Характеризуя стиль исторических сочинений, написанных в Средней Азии в XIII—XV вв., Е. Э. Бертельс писал: «Нужно всегда помнить, что произведения этого типа ставят себе отнюдь не только те задачи, разрешить которые стремятся обычно историки... Это — художественное произведение, наряду с информацией и определенным идеологическим воздействием рассчитанное и на эстетическое наслаждение»[67]. Эти слова применимы и к «Шараф-нама-йи шахи», которое является высокохудожественным историческим сочинением. В большей своей части оно изложено образным языком. Сочинение написано прозой, перемежающейся стихами, иногда рифмованной прозой; нередко о каком-нибудь событии, явлении автор рассказывает как бы дважды — сначала в прозе, затем в стихах. Рифмованная проза и изобилие стихотворных вставок делают произведение благозвучным, что отвечало вкусам высокообразованных представителей высшего общества того времени. В этом отношении сочинение нашего автора напоминает «Зафар-наме» Шараф ад-дина Али Йазди, однако сильно отличается от последнего значительно более сложной формой повествования.
Язык Хафиз-и Таныша труден по своему синтаксису из-за сложных оборотов и по своей лексике, ввиду образности, широкого использования средств художественной изобразительности. Даже когда Хафиз-и Таныш привлекает данные других авторов, он в ряде случаев излагает их в изысканной манере, создавая яркие, красочные образы. Примером тому могут служить рассказы нашего автора об Огуз-хане и об Алан-Гоа, взятые из «Джами' ат-таварих» Рашид ад-дина, где они изложены простым языком.
Хафиз-и Таныш редко пишет просто. Так, он никогда не скажет, что взошло солнце, а напишет: «Владыка звезд поднял вышитое золотом знамя для завоевания небесной твердыни»[68] или «Шах полчища звезд вывел быстроходного коня на арену голубого неба и обратил в бегство войско темноты»[69]; о наступлении весны он пишет: «Войско зелени и пахучих трав завоевало просторы садов»[70]; сообщая о чьей-либо кончине, он очень редко употребляет слово «умер», а прибегает к такого рода выражениям, как «отдал душу ангелу смерти», «переселился из этого мира в мир вечный» и т. д.

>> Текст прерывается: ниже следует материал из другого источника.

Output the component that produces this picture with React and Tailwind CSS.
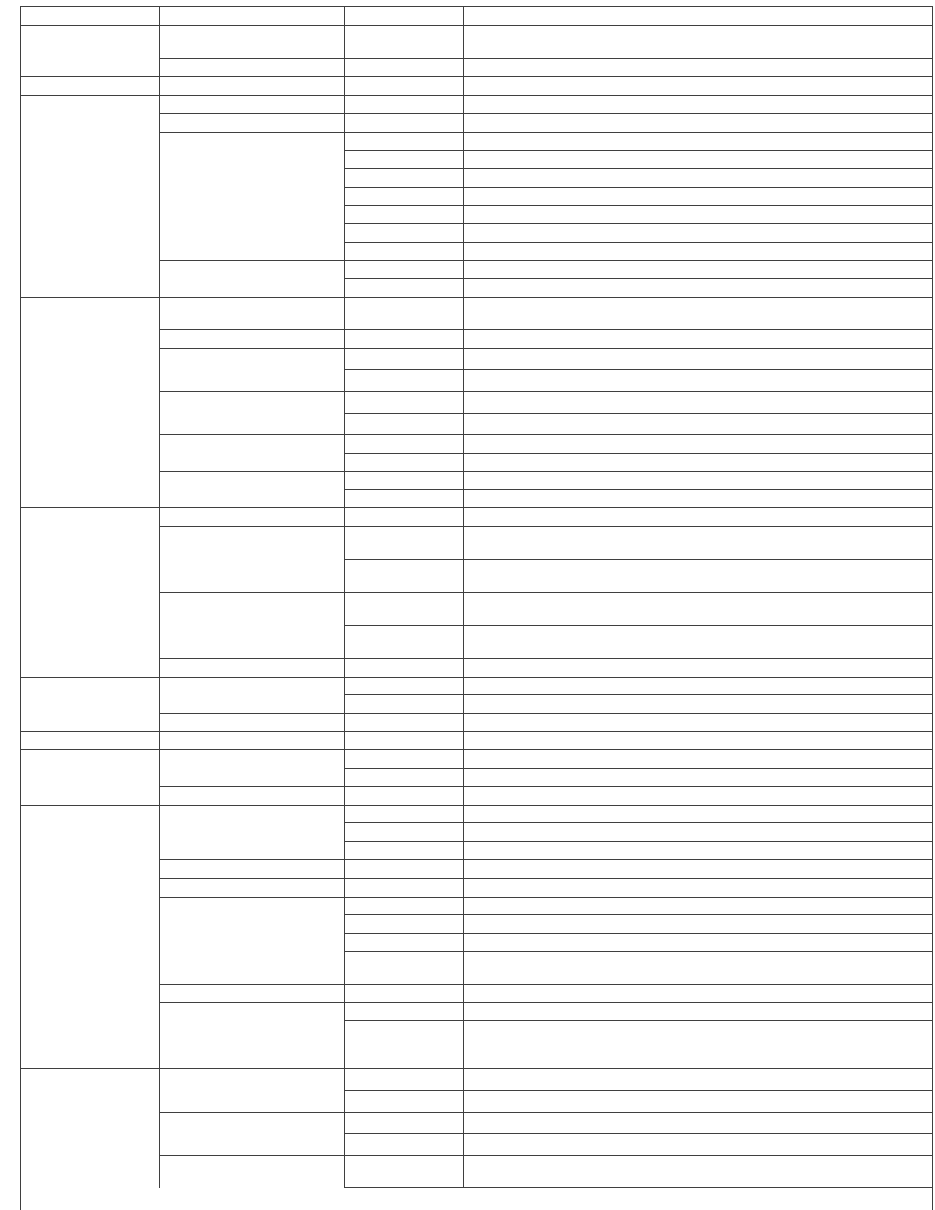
import React from "react";

// each group = one first-column cell; each block = one second-column cell;
// numbers = heights of the third/fourth-column rows (bottom border included)
const groups = [
  [[19]],
  [[33], [18]],
  [[19]],
  [[18], [19], [18, 18, 19, 18, 18, 19, 18], [18, 19]],
  [[32], [19], [21, 22], [22, 21], [19, 18], [18, 18]],
  [[19], [33, 33], [33, 33], [19]],
  [[17, 19], [18]],
  [[18]],
  [[19, 18], [19]],
  [[17, 19, 18], [19], [19], [17, 19, 18, 33], [18], [18, 48]],
  [[22, 22], [21, 22], [32]],
];

function Leaf({ height }) {
  return (
    <div className="flex" style={{ height }}>
      <div className="w-[119px] shrink-0 border-l border-b border-[#3f3f3f]"></div>
      <div className="flex-1 border-l border-b border-[#3f3f3f]"></div>
    </div>
  );
}

function Block({ leaves, open }) {
  return (
    <div className="flex">
      <div
        className={`w-[185px] shrink-0 border-l border-[#3f3f3f] ${
          open ? "" : "border-b"
        }`}
      ></div>
      <div className="flex-1 flex flex-col">
        {leaves.map((h, i) => (
          <Leaf key={i} height={h} />
        ))}
      </div>
    </div>
  );
}

function Group({ blocks, last }) {
  return (
    <div className="flex">
      <div
        className={`w-[138px] shrink-0 border-[#3f3f3f] ${
          last ? "" : "border-b"
        }`}
      ></div>
      <div className="flex-1 flex flex-col">
        {blocks.map((leaves, i) => (
          <Block key={i} leaves={leaves} open={last && i === blocks.length - 1} />
        ))}
        {last && <div className="h-[40px]"></div>}
      </div>
    </div>
  );
}

export default function App() {
  return (
    <div className="min-h-[1210px] bg-white font-['Liberation_Sans',sans-serif]">
      <div className="pt-[6px] pl-[20px]">
        <div className="w-[913px] border-l border-t border-r border-[#3f3f3f] flex flex-col">
          {groups.map((blocks, i) => (
            <Group key={i} blocks={blocks} last={i === groups.length - 1} />
          ))}
        </div>
      </div>
    </div>
  );
}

Хафиз-и Таныш широко применяет средства художественной изобразительности: эпитеты, метафоры, сравнения, гиперболы, аллегории. Он пользуется этими средствами для создания красочных образов и для выражения своего отношения к описываемым событиям и лицам, отражая взгляды Абдулла-хана. Так, положительные эпитеты (справедливый, правосудный, могущественный, славный, милосердный, храбрый и др.) применяются автором для характеристики Абдулла-хана, известных его предков (Абу-л-Хайр-хана, Шейбани-хана) и других представителей шейбанидской династии — сторонников Абдулла-хана, а также всего того, что относится к этому хану, например: счастливое стремя, победоносное знамя[71]. Врагов же Абдулла-хана автор наделяет такими нелестными эпитетами, как жестокий, грубый, тиран, проклятая толпа и т. п. Сефевидского шаха Исма'ила, который был врагом Шейбани-хана, автор называет сторонником дьявола, «путеводителем всех презренных людей»[72], а его сына Тахмаспа — «зачинщиком мятежа смутьянов»[73]. Сообщая о смерти того или иного лица, наш автор также выражает свое отношение к данному лицу. Так, о смерти Рустам-хана, дяди Абдулла-хана, он пишет: «Из бренного мира он направился в прекрасный вечный райский сад»[74]; о смерти Джанибек-султана он говорит: «Сокол его духа, исполненного милости божьей, вылетел из клетки его тела»[75], а о смерти шаха Исмаила он высказывается так: «Он покинул этот мир и поспешил в мир возмездия» (т. е. в ад)[76].
71
Определение «победоносное» почти всегда сопровождает слова «войско» и «знамя», относящиеся к хану.